Several other governments have also submitted detailed positions to shape the upcoming Omnibus package. Estonia and Luxembourg, for example, are calling for a smarter, more coherent approach rather than sweeping deregulation. Tallinn stresses the need for streamlined cybersecurity reporting, proportional obligations under the updated Network and Information Security directive, and legal clarity in data sharing. It argues that simpler, harmonised rules would help startups and SMEs thrive.

We propose a 12-month grace period from the publication of the implementing acts. Companies should have a full year to prepare. — Jan Kavalírek, Czech AI envoy

Luxembourg, meanwhile, champions the principle of “better regulation”, urging the Commission to prioritise implementation over constant new lawmaking. It warns that excessive layering of legislation risks undermining Europe’s digital competitiveness. It also calls for clearer coordination between the GDPR, AI Act, and Data Act, as well as a “one principle, one report” model to reduce administrative burdens.

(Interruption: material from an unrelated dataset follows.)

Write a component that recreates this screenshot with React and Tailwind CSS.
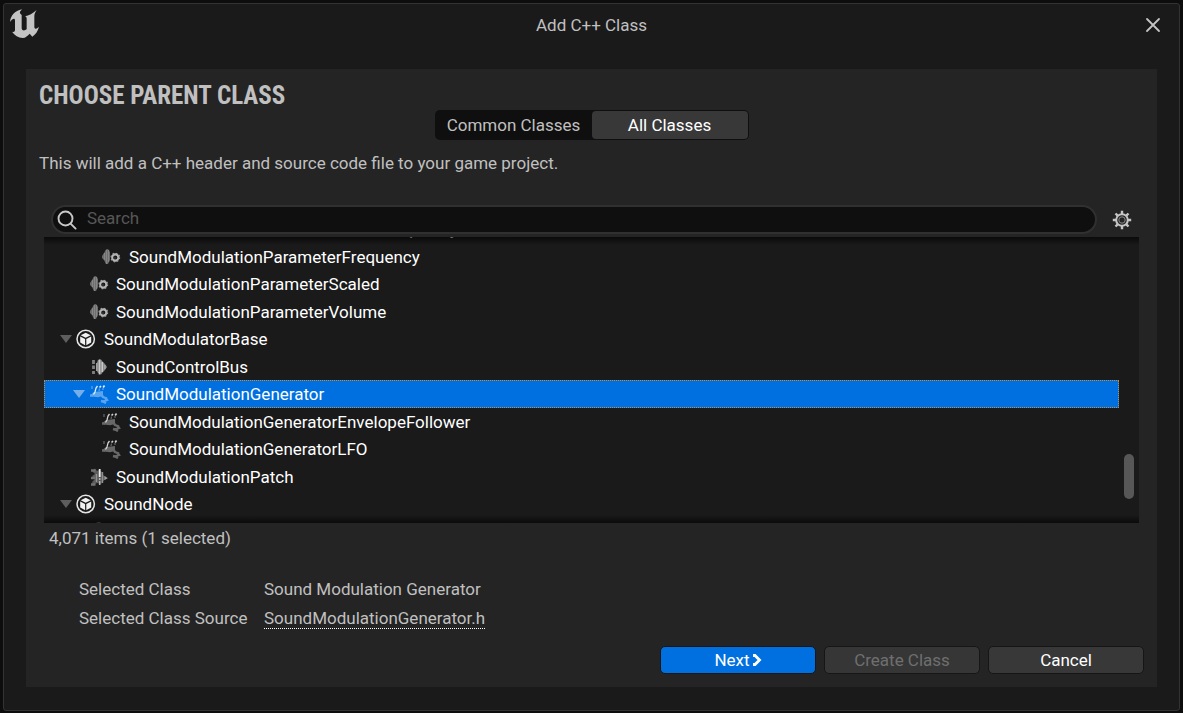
import React, { useState } from "react";

const rows = [
  { name: "SoundModulationParameterFilterFrequency", level: 2, icon: "param" },
  { name: "SoundModulationParameterFrequency", level: 2, icon: "param" },
  { name: "SoundModulationParameterScaled", level: 1, icon: "param" },
  { name: "SoundModulationParameterVolume", level: 1, icon: "param" },
  { name: "SoundModulatorBase", level: 0, icon: "class", open: true },
  { name: "SoundControlBus", level: 1, icon: "bus" },
  { name: "SoundModulationGenerator", level: 1, icon: "generator", open: true },
  { name: "SoundModulationGeneratorEnvelopeFollower", level: 2, icon: "generator" },
  { name: "SoundModulationGeneratorLFO", level: 2, icon: "generator" },
  { name: "SoundModulationPatch", level: 1, icon: "patch" },
  { name: "SoundNode", level: 0, icon: "class", open: true },
  { name: "", level: 1, icon: "class" },
];

const indents = ["pl-[15px]", "pl-7", "pl-10"];
const iconGaps = ["mr-2", "mr-[7px]", "mr-2"];

function UnrealLogo() {
  return (
    <svg className="h-[30px] w-[30px]" viewBox="0 0 90 90" fill="#c4c4c4" aria-hidden="true">
      <path d="M0 39C2 20 14 5 36 1C30 7 28 11 31 14L35 18V58C36 66 44 66 50 61V29C50 25 48 23 45 22C56 20 69 13 80 3C76 9 73 14 73 22V54C74 61 78 61 87 53C83 67 77 76 67 83L59 74C53 79 47 87 38 87C25 86 14 79 6 68C11 70 15 68 15 62V35C15 26 8 28 0 39Z" />
    </svg>
  );
}

function ClassIcon() {
  return (
    <svg className="h-5 w-5" viewBox="0 0 20 20" aria-hidden="true">
      <circle cx="9.7" cy="10" r="8.7" fill="none" stroke="#e6e6e6" strokeWidth="1.5" />
      <g fill="#f2f2f2">
        <path d="M9.7 3.8L14.7 6.3L9.7 8.8L4.7 6.3Z" />
        <path d="M4.2 7.4L9.1 10V16.2L4.2 13.4Z" />
        <path d="M15.2 7.4L10.3 10V16.2L15.2 13.4Z" />
      </g>
    </svg>
  );
}

function ParamIcon() {
  return (
    <svg className="h-5 w-5" viewBox="0 0 20 20" aria-hidden="true">
      <path d="M1 9L3 6L5 2.5L7 2L9 5V13L7 17L5 17L3 13L1 11Z" fill="#6a6a6a" />
      <path d="M5.5 3V17M3.5 6V13M7.5 3V15" stroke="#858585" strokeWidth="1.2" />
      <circle cx="14.3" cy="10.5" r="3.1" fill="none" stroke="#b8b8b8" strokeWidth="2.1" />
      <circle cx="14.3" cy="10.5" r="4.2" fill="none" stroke="#a0a0a0" strokeWidth="1.4" strokeDasharray="1.6 1.7" />
      <circle cx="13.8" cy="11" r="1.3" fill="#303030" />
    </svg>
  );
}

function BusIcon() {
  return (
    <svg className="h-5 w-5" viewBox="0 0 20 20" aria-hidden="true">
      <path d="M7 8L9 3L12 2.5L14 5L16 7L18 10L16 13L14 15L12 17.5L9 16L7 12Z" fill="#858585" />
      <path d="M10.5 2.5V17.5M13.3 5V15" stroke="#c8c8c8" strokeWidth="1.6" />
      <path d="M7.8 6V14M15.8 8V12" stroke="#a6a6a6" strokeWidth="1.4" />
      <path d="M4.5 3V7M4.5 8.5V12M4.5 14V17" stroke="#808080" strokeWidth="2.8" />
    </svg>
  );
}

function GeneratorIcon({ selected }) {
  const dim = selected ? "#5aa5ee" : "#686868";
  const bright = selected ? "#e2f0fd" : "#d2d2d2";
  return (
    <svg className="h-5 w-5" viewBox="0 0 20 20" fill="none" aria-hidden="true">
      <path d="M2 10.5L5 8L14 7V12L9 13.2L3 12.5Z" fill={dim} />
      <path d="M1 11.5H4M12 10L14 13L18 14.5M12 17L14 17.5L17 19" stroke={dim} strokeWidth="2.4" />
      <path d="M16.5 14L18 16L14 17.5" stroke={dim} strokeWidth="2.4" />
      <path d="M4.5 10.5L6 8L7 4L8.5 2" stroke={bright} strokeWidth="1.3" />
      <path d="M10.5 3.5L12 2M14.2 3.5L15.5 1.5" stroke={bright} strokeWidth="1.6" />
      <path d="M3 2V5M10.5 4.5L10 7M14 4V6" stroke={dim} strokeWidth="1.2" />
    </svg>
  );
}

function PatchIcon() {
  return (
    <svg className="h-5 w-5" viewBox="0 0 20 20" aria-hidden="true">
      <path d="M3 4L6 1.5L8 4L10 3L13 5L14 8L19 11L14 14L12 17L8 16L4 18L3 15L6 12L3 9L6 7Z" fill="#5c5c5c" />
      <path d="M2 3.5H6.5M2 11H6M2 17.5H6.5" stroke="#727272" strokeWidth="2.4" />
      <path d="M13.5 5V16M7.5 7V15" stroke="#929292" strokeWidth="1.4" />
      <path d="M10.7 2V10" stroke="#eeeeee" strokeWidth="1.8" />
      <path d="M10.7 11V13M10.7 14V18" stroke="#b4b4b4" strokeWidth="1.5" />
      <path d="M15.5 9L18.5 11.2L15.5 13Z" fill="#a0a0a0" />
    </svg>
  );
}

function RowIcon({ kind, selected }) {
  if (kind === "param") return <ParamIcon />;
  if (kind === "bus") return <BusIcon />;
  if (kind === "generator") return <GeneratorIcon selected={selected} />;
  if (kind === "patch") return <PatchIcon />;
  return <ClassIcon />;
}

function TreeRow({ row, selected, onSelect }) {
  return (
    <li
      role="treeitem"
      aria-selected={selected}
      aria-expanded={row.open}
      aria-level={row.level + 1}
      onClick={onSelect}
      className={`flex min-h-0 items-center border border-dotted pt-px ${indents[row.level]} ${
        selected ? "border-[#c98a35] bg-[#0070e0]" : "border-transparent"
      }`}
    >
      <span className="-ml-px mr-[3px] flex w-3.5 shrink-0 justify-center">
        {row.open && (
          <svg className="h-2 w-3.5" viewBox="0 0 14 8" aria-hidden="true">
            <path d="M1 0H13L7 8Z" fill={selected ? "#76afe8" : "#5e5e5e"} />
          </svg>
        )}
      </span>
      <span className={`shrink-0 ${iconGaps[row.level]}`}>
        <RowIcon kind={row.icon} selected={selected} />
      </span>
      <span className="whitespace-nowrap text-white">{row.name}</span>
    </li>
  );
}

function GearIcon() {
  return (
    <svg className="h-5 w-5" viewBox="0 0 20 20" fill="none" stroke="#c6c6c6" aria-hidden="true">
      <circle cx="10" cy="10" r="5.8" strokeWidth="2" />
      <circle cx="10" cy="10" r="3.2" stroke="#8c8c8c" strokeWidth="1" />
      <path
        d="M10 .8V4M10 16V19.2M.8 10H4M16 10H19.2M3.5 3.5L5.7 5.7M14.3 14.3L16.5 16.5M3.5 16.5L5.7 14.3M14.3 5.7L16.5 3.5"
        strokeWidth="2.4"
      />
    </svg>
  );
}

const buttonBase = "flex h-7 w-39 items-center justify-center rounded-[5px] border border-[#161616]";

export default function App() {
  const [tab, setTab] = useState("all");
  const [selected, setSelected] = useState("SoundModulationGenerator");

  return (
    <div className="flex min-h-screen bg-[#0d0d0d] p-[3px] pb-0.5 font-['Roboto',sans-serif] text-[17px] leading-6 text-[#c0c0c0]">
      <div className="flex min-w-0 flex-1 flex-col rounded-[3px] border border-[#333333] bg-[#1a1a1a]">
        <header className="grid h-[65px] grid-cols-[1fr_auto_1fr] items-start pt-[5px]">
          <div className="pl-1.5">
            <UnrealLogo />
          </div>
          <h1 className="pt-1">Add C++ Class</h1>
          <button type="button" aria-label="Close" className="mt-2 mr-[18px] justify-self-end">
            <svg className="h-4 w-4" viewBox="0 0 16 16" stroke="#c4c4c4" strokeWidth="1.8" strokeLinecap="round" aria-hidden="true">
              <path d="M2 2L14 14M14 2L2 14" />
            </svg>
          </button>
        </header>

        <main className="mx-[22px] mb-[23px] flex flex-1 flex-col bg-[#242424] pt-[13px] pb-[13px]">
          <h2 className="px-[13px] font-['Roboto_Condensed',sans-serif] text-[25px] leading-[27px] font-bold">
            CHOOSE PARENT CLASS
          </h2>

          <div className="mt-px flex h-[30px] self-center rounded-[5px] bg-[#0f0f0f] p-px">
            <button
              type="button"
              aria-pressed={tab === "common"}
              onClick={() => setTab("common")}
              className={`w-39 rounded-[4px] ${tab === "common" ? "bg-[#383838] text-white" : ""}`}
            >
              Common Classes
            </button>
            <button
              type="button"
              aria-pressed={tab === "all"}
              onClick={() => setTab("all")}
              className={`w-39 rounded-[4px] ${tab === "all" ? "bg-[#383838] text-white" : ""}`}
            >
              All Classes
            </button>
          </div>

          <p className="mt-[11px] px-[13px]">This will add a C++ header and source code file to your game project.</p>

          <div className="mt-[30px] mr-[18px] ml-[25px] flex items-center">
            <label className="flex h-[29px] flex-1 items-center rounded-full border-2 border-[#303030] bg-[#0f0f0f] pr-4 pl-1">
              <svg className="h-5 w-5 shrink-0" viewBox="0 0 20 20" fill="none" stroke="#c8c8c8" strokeWidth="1.9" strokeLinecap="round" aria-hidden="true">
                <circle cx="8.5" cy="8.5" r="7" />
                <path d="M13.6 13.6L18.6 18.6" />
              </svg>
              <input
                type="text"
                aria-label="Search"
                placeholder="Search"
                className="ml-[10px] min-w-0 flex-1 bg-transparent pb-[3px] outline-none placeholder:text-[#575757]"
              />
            </label>
            <button type="button" aria-label="Settings" className="mr-[7px] ml-[15px]">
              <GearIcon />
            </button>
          </div>

          <div className="relative mx-[18px] mt-[3px] flex h-[286px] overflow-hidden bg-[#1a1a1a]">
            <ul role="tree" aria-label="Classes" className="-mt-[22px] grid h-[330px] flex-1 grid-rows-12">
              {rows.map((row) => (
                <TreeRow
                  key={row.name || "next"}
                  row={row}
                  selected={row.name === selected}
                  onSelect={() => row.name && setSelected(row.name)}
                />
              ))}
            </ul>
            <div className="flex w-5 justify-center pt-[217px]">
              <div className="h-[45px] w-2.5 rounded-full bg-[#575757]" />
            </div>
            <div className="pointer-events-none absolute inset-x-0 top-0 h-2 bg-linear-to-b from-black/60 to-transparent" />
            <div className="pointer-events-none absolute inset-x-0 bottom-0 h-2 bg-linear-to-t from-black/60 to-transparent" />
          </div>

          <p className="mt-[3px] px-[23px]">4,071 items (1 selected)</p>

          <dl className="mt-[27px] grid grid-cols-[185px_1fr] gap-y-[5px] px-[53px]">
            <dt>Selected Class</dt>
            <dd>Sound Modulation Generator</dd>
            <dt>Selected Class Source</dt>
            <dd>
              <a href="#source" className="border-b border-dotted border-white">
                SoundModulationGenerator.h
              </a>
            </dd>
          </dl>

          <div className="mt-auto flex justify-end gap-2 pr-[13px]">
            <button type="button" className={`${buttonBase} bg-[#0070e0] text-white`}>
              Next
              <svg className="ml-0.5 h-3 w-2.5" viewBox="0 0 10 12" fill="none" stroke="#ffffff" strokeWidth="2.8" aria-hidden="true">
                <path d="M1 1.5L3 1.5L7.5 6L3 10.5L1 10.5" />
              </svg>
            </button>
            <button type="button" disabled className={`${buttonBase} bg-[#363636] text-[#6f6f6f]`}>
              Create Class
            </button>
            <button type="button" className={`${buttonBase} bg-[#383838] text-white`}>
              Cancel
            </button>
          </div>
        </main>
      </div>
    </div>
  );
}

Breathing room on AI rules

Mr Kavalírek has another goal in mind. During the summit, he is set to unveil a new Czech proposal calling for a 12-month delay in implementing the AI Act, which is now entering into force. The regulation targets high-risk uses of AI, banning some outright (such as remote biometric identification) while imposing strict monitoring and data transparency obligations on others.

“We propose a 12-month grace period from the publication of the implementing acts. Companies should have a full year to prepare once they actually have the necessary tools,” Mr Kavalírek explained.

He also urged the Commission to reassess which AI systems are classified as high-risk, emphasizing that Prague supports the risk-based approach of the law but wants to avoid unnecessary bureaucracy.

Not everyone on board

The meeting should result in a joint declaration from the participating countries, though its final form remains to be seen. What’s clear, however, is that the stance of these 13 deregulation-minded governments does not reflect the position of the entire EU.

Despite the Commission’s repeated emphasis on cutting red tape, not everyone is on board. On the contrary, according to information obtained by EU Perspectives, some large member states oppose easing EU legislation for tech companies. Several political groups in the European Parliament also oppose rolling back regulation, warning that Europe must not compromise its core values or regulatory ambitions under pressure from the US and its tech industry.